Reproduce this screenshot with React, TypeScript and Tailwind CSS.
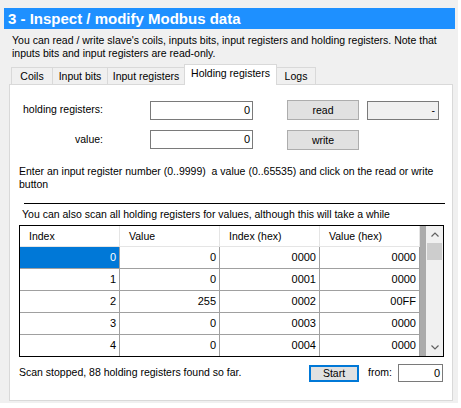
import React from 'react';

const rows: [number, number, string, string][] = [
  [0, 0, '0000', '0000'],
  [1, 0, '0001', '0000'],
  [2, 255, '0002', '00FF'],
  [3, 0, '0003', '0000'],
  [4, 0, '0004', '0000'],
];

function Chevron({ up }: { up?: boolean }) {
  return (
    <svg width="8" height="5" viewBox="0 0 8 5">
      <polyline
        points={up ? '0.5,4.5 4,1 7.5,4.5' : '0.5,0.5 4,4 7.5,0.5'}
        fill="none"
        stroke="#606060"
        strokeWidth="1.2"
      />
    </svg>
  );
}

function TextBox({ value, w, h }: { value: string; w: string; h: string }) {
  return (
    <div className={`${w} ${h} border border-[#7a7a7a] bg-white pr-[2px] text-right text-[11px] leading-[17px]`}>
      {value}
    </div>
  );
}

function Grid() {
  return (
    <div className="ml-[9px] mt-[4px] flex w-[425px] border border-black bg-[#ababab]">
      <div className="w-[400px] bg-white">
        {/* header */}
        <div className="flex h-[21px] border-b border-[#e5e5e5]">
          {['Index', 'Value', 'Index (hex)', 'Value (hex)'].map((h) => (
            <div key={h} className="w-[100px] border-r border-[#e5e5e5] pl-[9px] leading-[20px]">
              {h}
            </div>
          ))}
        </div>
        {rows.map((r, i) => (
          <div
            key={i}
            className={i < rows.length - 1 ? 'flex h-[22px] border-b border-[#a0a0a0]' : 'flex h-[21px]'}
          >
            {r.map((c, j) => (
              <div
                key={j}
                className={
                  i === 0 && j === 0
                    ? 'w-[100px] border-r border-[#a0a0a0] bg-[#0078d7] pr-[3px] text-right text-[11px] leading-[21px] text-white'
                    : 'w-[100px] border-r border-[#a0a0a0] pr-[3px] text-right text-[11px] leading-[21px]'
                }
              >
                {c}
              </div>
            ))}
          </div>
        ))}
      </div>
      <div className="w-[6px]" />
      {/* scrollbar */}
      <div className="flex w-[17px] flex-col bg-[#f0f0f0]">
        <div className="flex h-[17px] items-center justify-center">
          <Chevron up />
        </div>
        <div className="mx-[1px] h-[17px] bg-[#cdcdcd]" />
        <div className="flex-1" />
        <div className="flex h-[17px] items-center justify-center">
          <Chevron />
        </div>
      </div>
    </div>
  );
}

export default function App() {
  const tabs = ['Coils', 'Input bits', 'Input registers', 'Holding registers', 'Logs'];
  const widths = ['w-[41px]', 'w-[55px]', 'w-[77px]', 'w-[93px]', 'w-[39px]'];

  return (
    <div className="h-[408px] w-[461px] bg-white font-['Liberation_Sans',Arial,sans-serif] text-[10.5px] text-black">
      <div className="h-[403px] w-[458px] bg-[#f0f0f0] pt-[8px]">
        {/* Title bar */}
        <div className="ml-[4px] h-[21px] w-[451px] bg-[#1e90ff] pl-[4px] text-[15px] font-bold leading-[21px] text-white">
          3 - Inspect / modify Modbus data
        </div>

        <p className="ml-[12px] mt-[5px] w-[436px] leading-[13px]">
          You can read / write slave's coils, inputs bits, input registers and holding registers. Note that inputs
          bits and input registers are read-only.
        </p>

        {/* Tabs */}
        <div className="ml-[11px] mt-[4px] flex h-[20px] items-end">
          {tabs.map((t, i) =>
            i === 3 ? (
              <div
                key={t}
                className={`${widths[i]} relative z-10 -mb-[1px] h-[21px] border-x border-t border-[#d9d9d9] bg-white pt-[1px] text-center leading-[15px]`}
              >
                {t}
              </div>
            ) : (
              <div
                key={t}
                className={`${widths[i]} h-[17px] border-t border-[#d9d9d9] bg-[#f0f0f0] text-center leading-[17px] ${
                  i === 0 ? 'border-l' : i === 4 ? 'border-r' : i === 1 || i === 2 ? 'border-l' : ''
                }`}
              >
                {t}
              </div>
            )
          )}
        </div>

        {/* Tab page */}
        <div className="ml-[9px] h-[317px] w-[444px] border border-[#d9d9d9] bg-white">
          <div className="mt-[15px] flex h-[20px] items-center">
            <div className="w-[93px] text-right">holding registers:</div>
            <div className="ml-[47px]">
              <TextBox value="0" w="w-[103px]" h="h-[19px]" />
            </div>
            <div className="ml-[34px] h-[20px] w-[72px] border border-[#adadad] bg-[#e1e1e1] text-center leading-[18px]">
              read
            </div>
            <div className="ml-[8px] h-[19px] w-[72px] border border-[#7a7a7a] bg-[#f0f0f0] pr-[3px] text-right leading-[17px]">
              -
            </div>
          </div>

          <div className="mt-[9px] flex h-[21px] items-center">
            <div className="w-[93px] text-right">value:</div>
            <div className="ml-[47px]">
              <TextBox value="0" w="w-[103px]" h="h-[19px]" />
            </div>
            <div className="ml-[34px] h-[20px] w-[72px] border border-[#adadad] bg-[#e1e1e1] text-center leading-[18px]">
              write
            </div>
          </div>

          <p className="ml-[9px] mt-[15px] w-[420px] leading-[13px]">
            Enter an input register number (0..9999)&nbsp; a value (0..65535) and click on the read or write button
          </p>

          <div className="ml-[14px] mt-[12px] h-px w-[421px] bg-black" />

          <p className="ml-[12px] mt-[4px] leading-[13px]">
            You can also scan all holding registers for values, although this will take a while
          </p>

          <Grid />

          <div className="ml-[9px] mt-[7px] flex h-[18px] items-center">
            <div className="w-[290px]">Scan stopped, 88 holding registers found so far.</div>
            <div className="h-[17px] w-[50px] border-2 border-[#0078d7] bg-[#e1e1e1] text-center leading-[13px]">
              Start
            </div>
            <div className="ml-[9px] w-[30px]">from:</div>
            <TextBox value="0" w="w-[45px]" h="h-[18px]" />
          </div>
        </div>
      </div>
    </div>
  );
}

* * *

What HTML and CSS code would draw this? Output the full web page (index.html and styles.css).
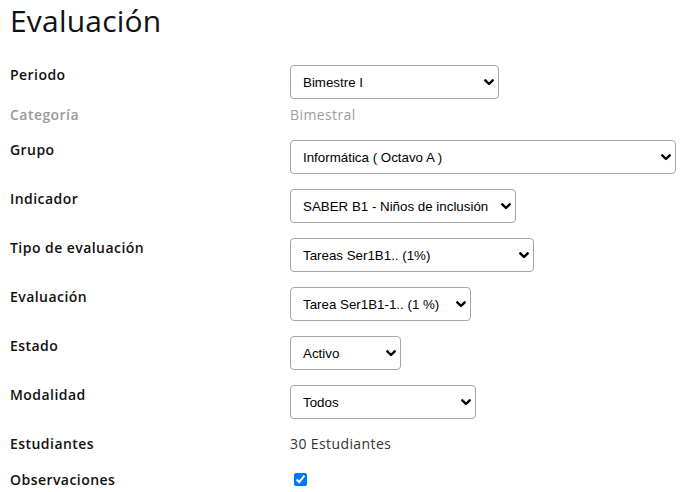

* * *

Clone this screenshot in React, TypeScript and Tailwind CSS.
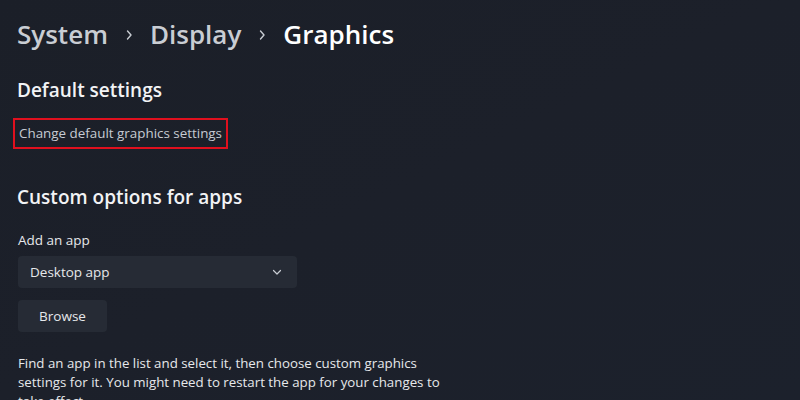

(Work to be completed) Show every line from the entries above in which the word "React" appears.

(Task result)
Reproduce this screenshot with React, TypeScript and Tailwind CSS.
import React from 'react';
Clone this screenshot in React, TypeScript and Tailwind CSS.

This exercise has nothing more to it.